Aterrados (Terrified)

* * * ½ (out of four)
Seen 28 July 2018 in Auditorium des Diplômés de la SGWU (Fantasia International Film Festival, digital)

Give Terrified a lot of credit for not screwing around on the way to the good stuff. A lot of haunted house movies will do a slow build, hint at things that could have a rational explanation, or otherwise play things coy. Writer/director Demián Rugna says to hell with that, going all in on the paranormal barely ten minutes into the movie, and rather than having nowhere to go from there, he builds a contained but still grand mythology, finding ways to make things bigger while still placing them within the corners of our world.

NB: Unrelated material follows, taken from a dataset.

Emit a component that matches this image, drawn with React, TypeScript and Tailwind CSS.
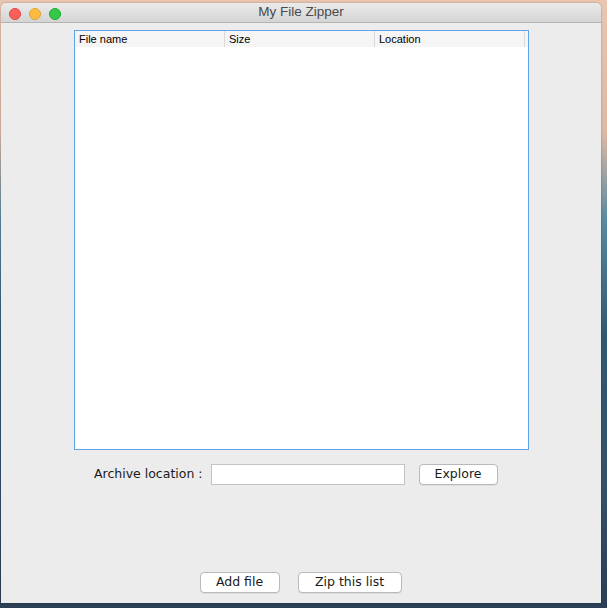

There are a ton of good jump scares, and an enjoyable amount of time playing with how, though these people may be right about there being monsters, that doesn't mean that they are not themselves crazy. Some of the design and effects can seem a bit familiar or low-budget, but there's something weirdly effective about how the first big scare moment plays out - it looks crude, like something anybody could do, but it's staged in a shockingly vicious way and never gets near the uncanny valley. There's a sort of credibility to how the film goes about its business that a lot of other ones doing the same thing lack, but without the tendency to undercut just how unknowable and rule-less these things can seem.